| Title |
Hybrid Digital Twin Based on State-Space Equations for Bridge Safety Assessment |
| Authors |
김충길(Kim, Chunggil) ; 이유재(Lee, Yujae) ; 이재훈(Lee, Jaehoon) ; 방건혁(Bang, Geonhyeok) ; 허광희(Heo, Gwanghee) |
| DOI |
https://doi.org/10.12652/Ksce.2025.45.2.0139 |
| Keywords |
디지털 트윈; 상태공간방정식; 교량 안전; 유한 요소 모델; 실시간 데이터 Digital twin; State space representation; Bridges safety; Finite element model; Real-time data |
| Abstract |
In this study, a state-space equation based hybrid digital twin system was developed as a novel approach for bridge safety assessment. To overcome the data overload issue faced by conventional 3D model-based digital twins, an optimized model was designed using response data from specific target points.
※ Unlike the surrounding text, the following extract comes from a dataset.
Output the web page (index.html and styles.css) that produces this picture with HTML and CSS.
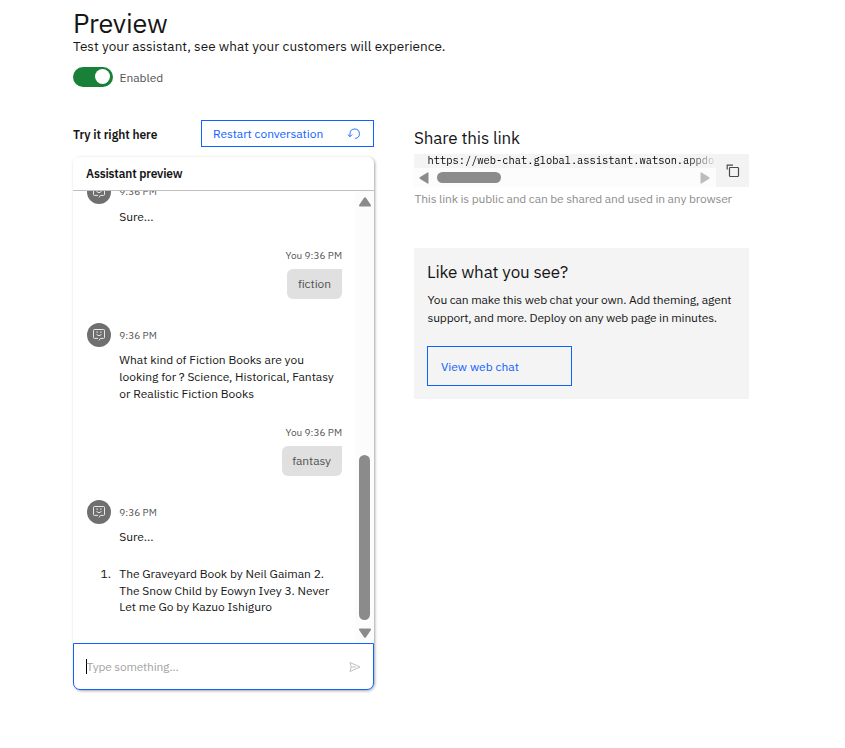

For this purpose, structural characteristics were analyzed based on a finite element (FE) model, and the Guyan Reduction method was applied to construct a state-space equation incorporating mass, stiffness, and damping coefficients. The state-space equation model was designed to quantitatively analyze the dynamic behavior of the structure, with initial parameters calibrated using experimental data. Furthermore, real-time data feedback was integrated to continuously reflect changes in the bridge’s condition, and a multi-objective optimization algorithm was employed to enhance the model’s reliability. During the optimization
process, mass, stiffness, and damping coefficients were adjusted to minimize discrepancies with experimental data, thereby improving the digital twin model’s accuracy in predicting structural responses. To evaluate the effectiveness of the developed hybrid digital twin, experiments were conducted on a scaled bridge model. Various loading conditions were applied during the experiment, and the model’s predicted results were compared with actual measured displacement data. The results demonstrated a high correlation between the digital twin model and the experimental data, with an error rate of less than 5 %. The state-space equation-based hybrid digital twin system enhances sensitivity to bridge condition changes by reflecting real-time structural responses and enables more precise maintenance and safety diagnostics through periodic state updates. |